ALBANY — A Guilderland town judge and a financial adviser have been charged with stealing more than $4 million from family trusts set up by a pair of now-deceased philanthropists.
The state Attorney General’s Office announced the arrests Friday. The judge, Richard Sherwood, and the adviser, Thomas Lagan, were arraigned in Albany City Court on two counts each of first-degree grand larceny, one count of first-degree scheme to defraud, and two counts of first-degree criminal possession of stolen property.
The case centers on trusts created by Capital Region philanthropists Warren and Pauline Bruggeman of Niskayuna, who died in 2009 and 2011, respectively. During a long career, Warren Bruggeman was a vice president in General Electric’s nuclear power business.
The Attorney General’s Office offered the following facts and allegations:
- Sherwood and Lagan (who also is an attorney) have provided estate planning and related legal and financial services to the Bruggemans and to Pauline Bruggeman’s sister, Anne Urban, since at least 2006.

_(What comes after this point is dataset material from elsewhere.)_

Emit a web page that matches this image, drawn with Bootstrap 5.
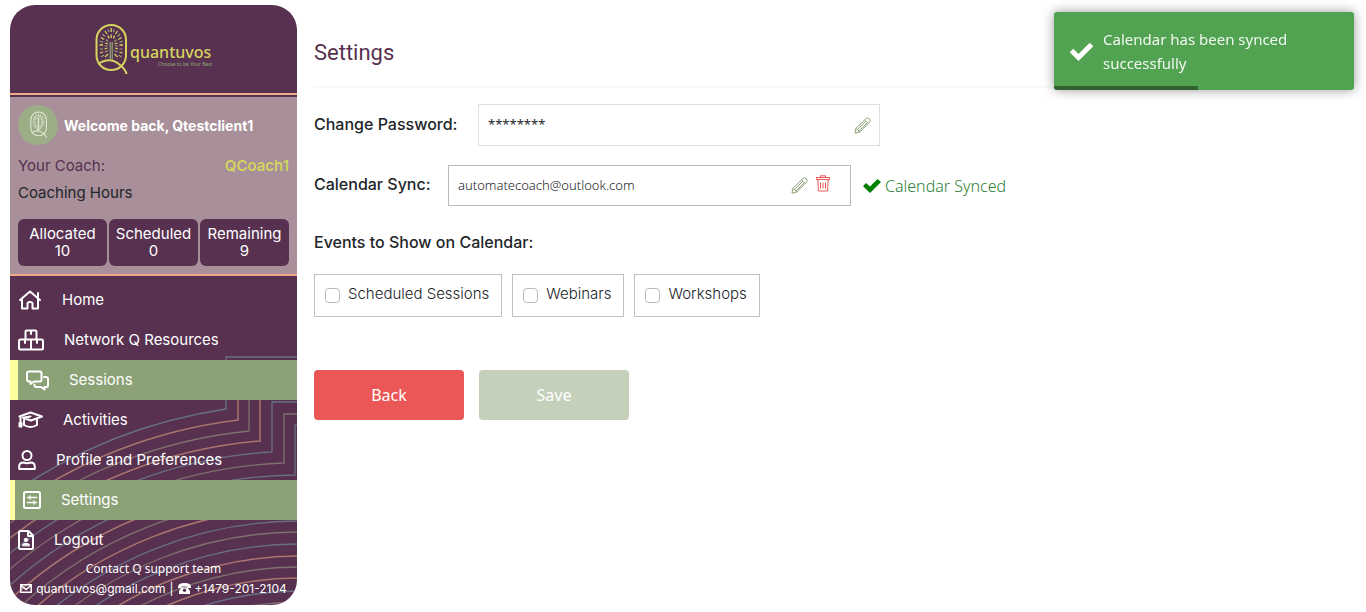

- The Bruggemans each created a revocable trust, which contained sub-trusts designed to provide for Anne Urban and Pauline’s other sister, Julia Rentz. Other funds were to be awarded to Anne Urban and Julia Rentz outright upon the deaths of the Bruggemans.
- In 2011, the Anne S. Urban Irrevocable Trust was created using some of the funds from the Bruggeman trusts; Sherwood was named trustee and Lagan was named successor trustee.
- In one instance, a sub-trust with approximately $2 million was to be returned to the Pauline Bruggemen Revocable Trust for distribution to six named charities upon Anne’s death; the complaint alleges that, rather than returning those funds after Urban died in 2013, the funds were disposed of through the Anne S. Urban Irrevocable Trust primarily for the benefit of Sherwood and Lagan.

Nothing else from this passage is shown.